Shot a buck Sunday morning. Came in to my scent bombs. Made a scrape in front of me. His hocks were stinky! The rut is not far away!


----------



## djackson67 (Oct 27, 2011)

Joe Moran said:


> Shot a buck Sunday morning. Came in to my scent bombs. Made a scrape in front of me. His hocks were stinky! The rut is not far away!



Where's the pics Joe?


----------



## Joe Moran (Oct 28, 2011)

djackson67 said:


> Where's the pics Joe?


I'll let Jason Show you. Long story!


----------



## redwards (Nov 2, 2011)

Beautiful afternoon in the woods. Acorns raining down all around me. Just waiting for him, maybe he's gonna show up before dark.


----------



## BIG HUNT (Nov 6, 2011)

Deer were moving this evening on our lease. No deer taken yet though. I shot healthy yote this evening and that was all i saw.other members seen deer but no shooters. 
Yesterday evening no deer were seen. We still have acorns falling. When is the rut gonna kick in?


----------



## redwards (Nov 6, 2011)

I hope the rut waits until next week...the 14th!!!
My son and I will be up there in Franklin Co. then.


----------



## BIG HUNT (Nov 12, 2011)

small bucks are chasin now. bigger bucks are crusin. these 2 small bucks were taken this evening on our lease.


----------



## redwards (Nov 14, 2011)

9:15am
Young 4 ptr followed my path in. Went to scrape d d smelled licking branch where I had sprayed some Bowhunters Fatal Obcession.
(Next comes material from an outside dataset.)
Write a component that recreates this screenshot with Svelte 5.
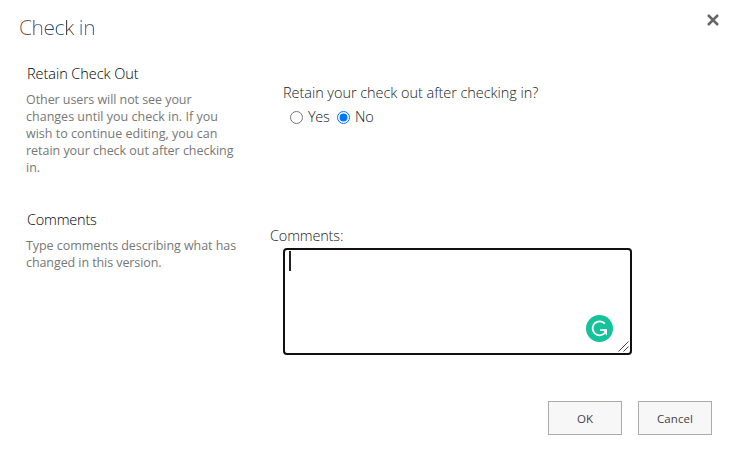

Nothing else so far


----------



## BIG HUNT (Nov 14, 2011)

i still dont think the big boys are in full rut yet. it should turn on later this week or first of next week.


----------



## BIG HUNT (Nov 19, 2011)

deer came in on me after shooting light. lots of shootin around us this evening. no deer spotted this morning. hopefully the shootin will push the deer our way.


----------